Your task is to locate every line holding the string "TypeScript" and to copy each of them.

▶ _EXTRACTED RECORDS_
———

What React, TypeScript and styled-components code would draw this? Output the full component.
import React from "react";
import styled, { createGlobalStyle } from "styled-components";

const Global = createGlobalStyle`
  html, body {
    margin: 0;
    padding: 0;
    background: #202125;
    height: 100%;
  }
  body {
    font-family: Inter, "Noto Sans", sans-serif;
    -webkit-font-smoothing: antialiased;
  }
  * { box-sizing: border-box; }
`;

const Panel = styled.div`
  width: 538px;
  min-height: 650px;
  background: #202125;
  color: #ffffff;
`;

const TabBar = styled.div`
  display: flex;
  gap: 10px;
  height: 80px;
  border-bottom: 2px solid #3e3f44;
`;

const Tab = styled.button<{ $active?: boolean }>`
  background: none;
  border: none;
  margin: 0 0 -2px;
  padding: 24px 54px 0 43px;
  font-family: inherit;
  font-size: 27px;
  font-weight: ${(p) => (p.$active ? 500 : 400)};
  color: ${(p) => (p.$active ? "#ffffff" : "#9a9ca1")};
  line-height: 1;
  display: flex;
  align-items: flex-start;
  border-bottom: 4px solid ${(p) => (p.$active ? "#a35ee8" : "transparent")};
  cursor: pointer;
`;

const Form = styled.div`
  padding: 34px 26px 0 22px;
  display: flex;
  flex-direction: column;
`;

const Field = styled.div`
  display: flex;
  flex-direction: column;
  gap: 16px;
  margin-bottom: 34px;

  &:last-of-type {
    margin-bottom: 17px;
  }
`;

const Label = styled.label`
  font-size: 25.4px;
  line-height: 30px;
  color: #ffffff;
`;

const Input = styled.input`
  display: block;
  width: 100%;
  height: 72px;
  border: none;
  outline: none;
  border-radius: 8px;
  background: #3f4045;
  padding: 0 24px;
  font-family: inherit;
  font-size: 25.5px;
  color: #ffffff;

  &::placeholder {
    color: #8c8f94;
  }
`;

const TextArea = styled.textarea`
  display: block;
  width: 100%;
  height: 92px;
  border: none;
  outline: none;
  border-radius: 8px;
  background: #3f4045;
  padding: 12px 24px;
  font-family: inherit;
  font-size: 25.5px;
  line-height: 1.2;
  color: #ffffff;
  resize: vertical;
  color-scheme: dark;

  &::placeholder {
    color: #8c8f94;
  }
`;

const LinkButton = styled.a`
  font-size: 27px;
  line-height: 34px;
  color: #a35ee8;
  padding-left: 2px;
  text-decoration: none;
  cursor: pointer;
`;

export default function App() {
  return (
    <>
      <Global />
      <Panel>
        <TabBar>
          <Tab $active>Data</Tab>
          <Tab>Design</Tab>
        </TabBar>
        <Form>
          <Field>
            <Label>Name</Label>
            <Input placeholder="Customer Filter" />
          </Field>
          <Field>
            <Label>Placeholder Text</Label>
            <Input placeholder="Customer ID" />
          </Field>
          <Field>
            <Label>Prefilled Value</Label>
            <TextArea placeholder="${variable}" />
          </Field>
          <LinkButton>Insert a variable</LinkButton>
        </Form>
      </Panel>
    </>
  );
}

———

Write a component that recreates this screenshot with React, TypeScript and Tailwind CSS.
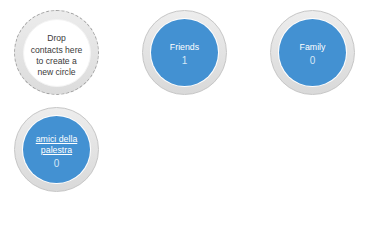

———

▶ _CORRECT RESULT_
What React, TypeScript and styled-components code would draw this? Output the full component.
Write a component that recreates this screenshot with React, TypeScript and Tailwind CSS.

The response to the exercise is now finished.